------ Dataset excerpt ------

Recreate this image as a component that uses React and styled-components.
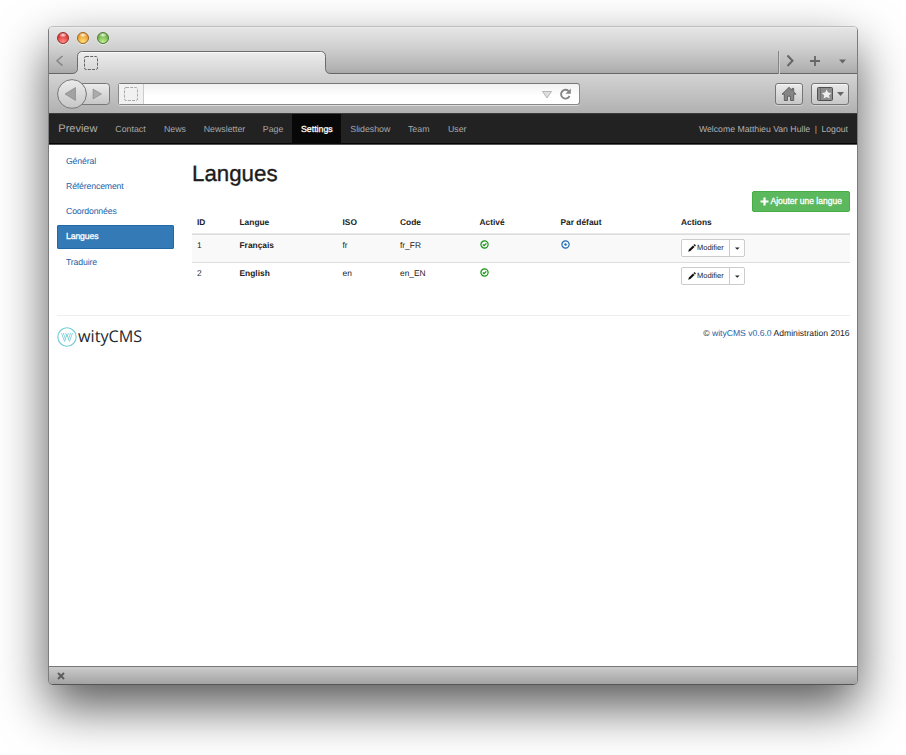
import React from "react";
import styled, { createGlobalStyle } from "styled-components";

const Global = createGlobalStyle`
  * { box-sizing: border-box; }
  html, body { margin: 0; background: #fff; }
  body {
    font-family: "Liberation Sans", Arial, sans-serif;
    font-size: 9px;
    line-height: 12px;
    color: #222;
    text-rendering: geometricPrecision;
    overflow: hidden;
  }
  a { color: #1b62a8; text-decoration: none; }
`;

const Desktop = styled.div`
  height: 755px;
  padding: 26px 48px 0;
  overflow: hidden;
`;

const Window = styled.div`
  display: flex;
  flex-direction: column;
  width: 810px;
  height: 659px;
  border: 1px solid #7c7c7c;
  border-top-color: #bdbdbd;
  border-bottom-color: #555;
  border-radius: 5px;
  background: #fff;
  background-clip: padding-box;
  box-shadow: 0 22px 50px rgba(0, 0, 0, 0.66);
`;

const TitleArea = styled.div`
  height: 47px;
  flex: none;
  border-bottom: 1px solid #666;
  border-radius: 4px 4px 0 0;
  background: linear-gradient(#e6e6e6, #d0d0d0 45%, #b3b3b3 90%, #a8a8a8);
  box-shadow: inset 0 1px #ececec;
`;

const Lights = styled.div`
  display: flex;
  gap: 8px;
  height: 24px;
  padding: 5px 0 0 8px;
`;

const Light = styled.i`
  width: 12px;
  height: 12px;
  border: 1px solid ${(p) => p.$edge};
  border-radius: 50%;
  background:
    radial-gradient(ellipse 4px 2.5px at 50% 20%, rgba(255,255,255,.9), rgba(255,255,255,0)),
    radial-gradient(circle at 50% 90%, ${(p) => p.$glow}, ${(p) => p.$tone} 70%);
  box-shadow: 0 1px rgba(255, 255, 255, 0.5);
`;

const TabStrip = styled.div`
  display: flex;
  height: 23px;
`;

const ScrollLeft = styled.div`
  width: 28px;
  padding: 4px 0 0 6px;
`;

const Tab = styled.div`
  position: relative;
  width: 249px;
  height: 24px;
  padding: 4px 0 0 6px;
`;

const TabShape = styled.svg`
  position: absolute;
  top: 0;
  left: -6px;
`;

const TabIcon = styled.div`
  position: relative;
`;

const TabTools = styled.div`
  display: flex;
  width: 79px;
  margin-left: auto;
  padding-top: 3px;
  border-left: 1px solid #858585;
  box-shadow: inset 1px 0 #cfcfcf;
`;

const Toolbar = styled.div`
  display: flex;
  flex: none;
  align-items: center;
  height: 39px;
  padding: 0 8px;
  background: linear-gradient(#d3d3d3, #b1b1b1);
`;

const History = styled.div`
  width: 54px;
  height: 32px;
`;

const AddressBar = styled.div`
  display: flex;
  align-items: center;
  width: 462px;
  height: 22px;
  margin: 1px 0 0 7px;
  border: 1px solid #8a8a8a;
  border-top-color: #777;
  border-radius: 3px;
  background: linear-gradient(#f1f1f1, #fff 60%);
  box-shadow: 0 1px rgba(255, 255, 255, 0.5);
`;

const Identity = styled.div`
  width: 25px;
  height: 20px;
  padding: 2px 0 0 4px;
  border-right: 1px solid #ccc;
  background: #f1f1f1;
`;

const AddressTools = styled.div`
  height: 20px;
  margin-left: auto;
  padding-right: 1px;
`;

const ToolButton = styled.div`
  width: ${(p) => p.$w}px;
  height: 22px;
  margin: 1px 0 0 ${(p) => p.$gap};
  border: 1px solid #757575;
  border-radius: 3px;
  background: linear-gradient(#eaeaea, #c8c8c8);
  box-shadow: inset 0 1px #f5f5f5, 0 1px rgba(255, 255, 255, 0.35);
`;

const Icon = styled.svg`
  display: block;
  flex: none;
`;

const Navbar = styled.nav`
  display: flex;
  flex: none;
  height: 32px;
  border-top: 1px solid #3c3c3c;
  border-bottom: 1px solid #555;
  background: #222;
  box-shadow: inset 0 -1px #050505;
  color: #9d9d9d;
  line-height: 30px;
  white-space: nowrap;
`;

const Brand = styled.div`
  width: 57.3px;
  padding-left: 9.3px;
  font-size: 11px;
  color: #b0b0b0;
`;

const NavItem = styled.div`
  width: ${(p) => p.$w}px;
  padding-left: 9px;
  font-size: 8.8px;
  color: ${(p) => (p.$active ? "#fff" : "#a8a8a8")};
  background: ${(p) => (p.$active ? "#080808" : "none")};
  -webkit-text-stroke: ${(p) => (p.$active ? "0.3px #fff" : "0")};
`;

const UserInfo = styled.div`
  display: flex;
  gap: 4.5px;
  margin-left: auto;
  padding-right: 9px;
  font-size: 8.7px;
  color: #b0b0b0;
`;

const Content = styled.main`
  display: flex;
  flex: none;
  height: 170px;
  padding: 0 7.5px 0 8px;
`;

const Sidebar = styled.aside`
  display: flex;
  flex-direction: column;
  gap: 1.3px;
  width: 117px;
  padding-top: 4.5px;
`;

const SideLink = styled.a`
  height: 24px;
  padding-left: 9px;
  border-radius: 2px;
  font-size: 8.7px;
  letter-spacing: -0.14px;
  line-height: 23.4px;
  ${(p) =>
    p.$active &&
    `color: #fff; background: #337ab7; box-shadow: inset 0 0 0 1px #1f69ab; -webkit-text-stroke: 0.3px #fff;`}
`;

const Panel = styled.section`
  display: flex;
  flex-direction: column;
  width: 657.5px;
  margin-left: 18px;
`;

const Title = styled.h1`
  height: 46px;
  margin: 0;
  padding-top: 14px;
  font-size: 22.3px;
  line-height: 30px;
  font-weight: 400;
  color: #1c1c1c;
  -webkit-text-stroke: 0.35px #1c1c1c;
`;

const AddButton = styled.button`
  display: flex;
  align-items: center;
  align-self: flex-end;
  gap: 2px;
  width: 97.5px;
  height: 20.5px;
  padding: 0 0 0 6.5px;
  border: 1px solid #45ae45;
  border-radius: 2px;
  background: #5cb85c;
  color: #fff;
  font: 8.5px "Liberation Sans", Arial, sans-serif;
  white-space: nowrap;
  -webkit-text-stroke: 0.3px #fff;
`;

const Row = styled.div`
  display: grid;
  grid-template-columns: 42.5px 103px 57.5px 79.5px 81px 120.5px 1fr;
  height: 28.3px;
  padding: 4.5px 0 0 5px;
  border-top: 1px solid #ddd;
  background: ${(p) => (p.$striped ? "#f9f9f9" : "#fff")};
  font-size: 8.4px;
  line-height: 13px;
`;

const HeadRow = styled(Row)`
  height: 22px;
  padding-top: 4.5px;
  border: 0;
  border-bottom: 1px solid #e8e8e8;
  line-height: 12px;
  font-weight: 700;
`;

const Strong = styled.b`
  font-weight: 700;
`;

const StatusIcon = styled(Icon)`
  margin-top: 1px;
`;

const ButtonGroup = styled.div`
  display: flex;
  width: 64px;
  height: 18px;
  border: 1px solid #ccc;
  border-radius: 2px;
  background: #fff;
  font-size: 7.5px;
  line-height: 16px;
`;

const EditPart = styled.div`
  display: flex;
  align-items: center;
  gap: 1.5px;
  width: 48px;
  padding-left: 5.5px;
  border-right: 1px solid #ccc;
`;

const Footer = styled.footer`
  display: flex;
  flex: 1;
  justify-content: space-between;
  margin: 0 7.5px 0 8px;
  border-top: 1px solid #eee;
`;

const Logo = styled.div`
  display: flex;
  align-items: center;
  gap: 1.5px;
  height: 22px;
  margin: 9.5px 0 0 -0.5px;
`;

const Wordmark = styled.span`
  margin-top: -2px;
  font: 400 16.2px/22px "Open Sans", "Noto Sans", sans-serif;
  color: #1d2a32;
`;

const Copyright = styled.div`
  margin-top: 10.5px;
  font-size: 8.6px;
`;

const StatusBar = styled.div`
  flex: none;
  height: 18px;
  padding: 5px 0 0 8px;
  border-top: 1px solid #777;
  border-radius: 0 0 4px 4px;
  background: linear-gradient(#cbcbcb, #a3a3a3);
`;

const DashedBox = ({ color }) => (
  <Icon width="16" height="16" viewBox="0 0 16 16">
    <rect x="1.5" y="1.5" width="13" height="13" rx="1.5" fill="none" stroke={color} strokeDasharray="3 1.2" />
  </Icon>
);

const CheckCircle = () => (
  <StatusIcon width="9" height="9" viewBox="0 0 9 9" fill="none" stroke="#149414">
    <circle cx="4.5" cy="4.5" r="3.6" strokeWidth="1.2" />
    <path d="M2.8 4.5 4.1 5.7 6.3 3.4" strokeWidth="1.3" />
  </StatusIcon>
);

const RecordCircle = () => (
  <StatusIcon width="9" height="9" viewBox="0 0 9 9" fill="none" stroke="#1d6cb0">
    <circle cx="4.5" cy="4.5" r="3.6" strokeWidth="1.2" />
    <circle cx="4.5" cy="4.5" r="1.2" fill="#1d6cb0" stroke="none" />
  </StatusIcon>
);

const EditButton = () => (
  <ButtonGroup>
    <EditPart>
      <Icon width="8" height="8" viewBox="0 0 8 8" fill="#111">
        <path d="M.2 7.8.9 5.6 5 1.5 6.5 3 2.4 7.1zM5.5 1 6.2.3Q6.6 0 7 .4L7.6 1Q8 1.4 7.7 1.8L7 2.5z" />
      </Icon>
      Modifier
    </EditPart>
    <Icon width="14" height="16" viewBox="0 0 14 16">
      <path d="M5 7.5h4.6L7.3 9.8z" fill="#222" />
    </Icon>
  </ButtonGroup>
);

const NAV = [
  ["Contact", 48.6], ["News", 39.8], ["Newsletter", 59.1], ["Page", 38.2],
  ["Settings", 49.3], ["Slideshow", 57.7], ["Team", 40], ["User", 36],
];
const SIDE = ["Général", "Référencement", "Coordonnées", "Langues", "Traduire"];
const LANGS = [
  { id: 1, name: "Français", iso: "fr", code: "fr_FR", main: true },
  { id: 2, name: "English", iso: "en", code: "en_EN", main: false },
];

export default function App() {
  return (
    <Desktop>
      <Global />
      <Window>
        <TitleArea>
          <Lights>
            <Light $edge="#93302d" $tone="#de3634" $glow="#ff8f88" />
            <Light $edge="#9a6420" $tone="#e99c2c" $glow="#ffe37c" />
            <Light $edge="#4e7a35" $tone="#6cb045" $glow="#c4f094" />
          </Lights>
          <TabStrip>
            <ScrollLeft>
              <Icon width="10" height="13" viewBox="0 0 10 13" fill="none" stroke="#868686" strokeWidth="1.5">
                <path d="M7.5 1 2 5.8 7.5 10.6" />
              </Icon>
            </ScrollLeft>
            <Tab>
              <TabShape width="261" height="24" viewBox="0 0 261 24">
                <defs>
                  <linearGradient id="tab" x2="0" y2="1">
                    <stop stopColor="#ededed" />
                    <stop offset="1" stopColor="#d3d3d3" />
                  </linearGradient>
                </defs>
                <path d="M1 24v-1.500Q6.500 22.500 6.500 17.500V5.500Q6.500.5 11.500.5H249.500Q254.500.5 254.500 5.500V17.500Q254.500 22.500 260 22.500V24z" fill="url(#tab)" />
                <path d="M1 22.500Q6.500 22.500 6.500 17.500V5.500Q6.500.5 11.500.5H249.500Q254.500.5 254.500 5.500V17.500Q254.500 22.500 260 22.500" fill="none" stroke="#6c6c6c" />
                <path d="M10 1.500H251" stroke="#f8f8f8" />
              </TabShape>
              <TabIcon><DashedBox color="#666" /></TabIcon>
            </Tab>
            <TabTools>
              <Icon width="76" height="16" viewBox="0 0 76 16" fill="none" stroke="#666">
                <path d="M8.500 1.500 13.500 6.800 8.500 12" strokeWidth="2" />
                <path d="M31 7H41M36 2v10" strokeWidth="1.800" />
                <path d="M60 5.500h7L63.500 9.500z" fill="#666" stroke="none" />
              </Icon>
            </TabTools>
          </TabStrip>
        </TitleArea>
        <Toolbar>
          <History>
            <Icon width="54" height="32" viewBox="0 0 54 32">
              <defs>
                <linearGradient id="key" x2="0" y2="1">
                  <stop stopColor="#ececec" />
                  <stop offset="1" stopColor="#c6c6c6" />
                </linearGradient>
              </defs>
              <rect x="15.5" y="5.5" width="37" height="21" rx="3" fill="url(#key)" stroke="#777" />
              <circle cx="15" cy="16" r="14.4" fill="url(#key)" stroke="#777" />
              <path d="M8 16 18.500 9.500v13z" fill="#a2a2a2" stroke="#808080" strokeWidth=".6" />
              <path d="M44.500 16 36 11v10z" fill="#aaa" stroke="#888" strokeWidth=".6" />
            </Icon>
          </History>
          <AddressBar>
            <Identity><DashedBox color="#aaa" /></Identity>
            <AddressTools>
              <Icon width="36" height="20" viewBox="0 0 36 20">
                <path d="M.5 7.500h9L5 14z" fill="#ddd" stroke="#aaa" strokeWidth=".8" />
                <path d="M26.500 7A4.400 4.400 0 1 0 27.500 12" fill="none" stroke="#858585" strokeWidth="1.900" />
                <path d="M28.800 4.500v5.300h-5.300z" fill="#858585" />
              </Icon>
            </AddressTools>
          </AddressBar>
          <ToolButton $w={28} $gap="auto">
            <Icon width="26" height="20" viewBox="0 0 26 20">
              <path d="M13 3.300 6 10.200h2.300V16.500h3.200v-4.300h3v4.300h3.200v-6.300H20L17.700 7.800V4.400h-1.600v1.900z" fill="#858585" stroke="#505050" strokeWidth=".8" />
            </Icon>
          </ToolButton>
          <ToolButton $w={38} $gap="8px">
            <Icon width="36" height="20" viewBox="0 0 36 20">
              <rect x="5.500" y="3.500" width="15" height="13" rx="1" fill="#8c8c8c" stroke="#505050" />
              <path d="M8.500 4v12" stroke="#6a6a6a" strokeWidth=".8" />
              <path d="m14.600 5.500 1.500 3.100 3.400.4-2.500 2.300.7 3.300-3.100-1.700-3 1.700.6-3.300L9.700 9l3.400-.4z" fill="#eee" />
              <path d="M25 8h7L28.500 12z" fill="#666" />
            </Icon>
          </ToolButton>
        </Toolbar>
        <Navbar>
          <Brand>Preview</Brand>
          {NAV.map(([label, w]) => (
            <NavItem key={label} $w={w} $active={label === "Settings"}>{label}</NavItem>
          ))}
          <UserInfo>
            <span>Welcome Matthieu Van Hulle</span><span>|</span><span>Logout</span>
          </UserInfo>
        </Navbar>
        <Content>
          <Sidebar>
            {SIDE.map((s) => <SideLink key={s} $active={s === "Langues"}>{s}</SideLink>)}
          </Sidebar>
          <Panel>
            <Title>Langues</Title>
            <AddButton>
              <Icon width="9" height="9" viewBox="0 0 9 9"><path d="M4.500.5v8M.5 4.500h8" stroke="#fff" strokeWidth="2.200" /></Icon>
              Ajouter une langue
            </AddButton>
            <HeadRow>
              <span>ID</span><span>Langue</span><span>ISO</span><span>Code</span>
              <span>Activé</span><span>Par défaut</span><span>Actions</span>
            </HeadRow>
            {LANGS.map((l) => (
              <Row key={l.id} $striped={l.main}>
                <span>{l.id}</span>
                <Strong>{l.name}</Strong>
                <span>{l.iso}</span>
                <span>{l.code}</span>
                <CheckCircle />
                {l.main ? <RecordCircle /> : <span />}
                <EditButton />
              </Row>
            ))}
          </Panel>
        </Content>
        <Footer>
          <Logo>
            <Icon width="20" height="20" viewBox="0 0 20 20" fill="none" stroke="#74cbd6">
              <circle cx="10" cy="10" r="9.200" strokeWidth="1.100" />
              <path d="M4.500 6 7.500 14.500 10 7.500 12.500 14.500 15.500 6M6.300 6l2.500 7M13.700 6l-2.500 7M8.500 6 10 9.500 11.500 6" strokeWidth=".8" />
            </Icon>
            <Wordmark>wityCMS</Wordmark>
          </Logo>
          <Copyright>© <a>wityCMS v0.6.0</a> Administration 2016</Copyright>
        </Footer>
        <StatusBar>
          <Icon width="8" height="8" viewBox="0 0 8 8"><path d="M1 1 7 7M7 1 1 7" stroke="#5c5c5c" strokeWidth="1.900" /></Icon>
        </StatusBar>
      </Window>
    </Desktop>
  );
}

------

> [What the exercise asks] Copy out each line of the listing that holds "components".

> [Task output]
Recreate this image as a component that uses React and styled-components.
import styled, { createGlobalStyle } from "styled-components";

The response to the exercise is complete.